The Lottery Criticism

This essay has a total of 797 words and 3 pages.

The Lottery


In many stories, settings are constructed to help build the mood and to foreshadow of
things to come. "The Lottery" by Shirley Jackson is a story in which the setting sets up
the reader to think of positive outcomes. However, this description of the setting
foreshadows exactly the opposite of what is to come. In addition, the theme that we learn
of at the end leads us to think of where the sanity of some human beings lies.

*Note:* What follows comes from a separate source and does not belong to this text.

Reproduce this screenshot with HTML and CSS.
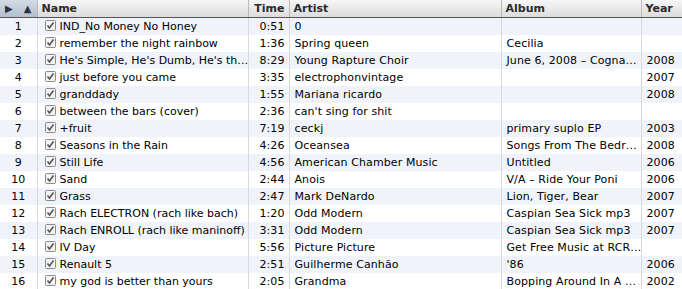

The story begins with the establishment of the setting. To begin, Shirley Jackson tells
the reader what time of day and what time of year the story takes place. This is important
to get the reader to focus on what a typical day it is in this small town. The time of day
is set in the morning and the time of year is early summer. She also describes that school
has just recently let out for summer break, letting the reader infer that the time of year
is early summer. Shirley Jackson also seems to stress on the beauty of the day and the
brilliance of nature. This provides the positive outlook and lets the reader relax into
what seems to be a comfortable setting for the story. In addition, the description of
people and their actions are very typical and not anomalous. Children play happily, women
gossip, and men casually talk about farming. Everyone is coming together for what seems to
be enjoyable, festive, even celebratory occasion. However, the pleasant description of the
setting creates a facade within the story. The setting covers the very ritualistic and
brutally violent traditions such as the stoning of Mrs. Hutchinson, who dared to defy
tradition. It is very apparent that tradition is very coveted in this small, simple town.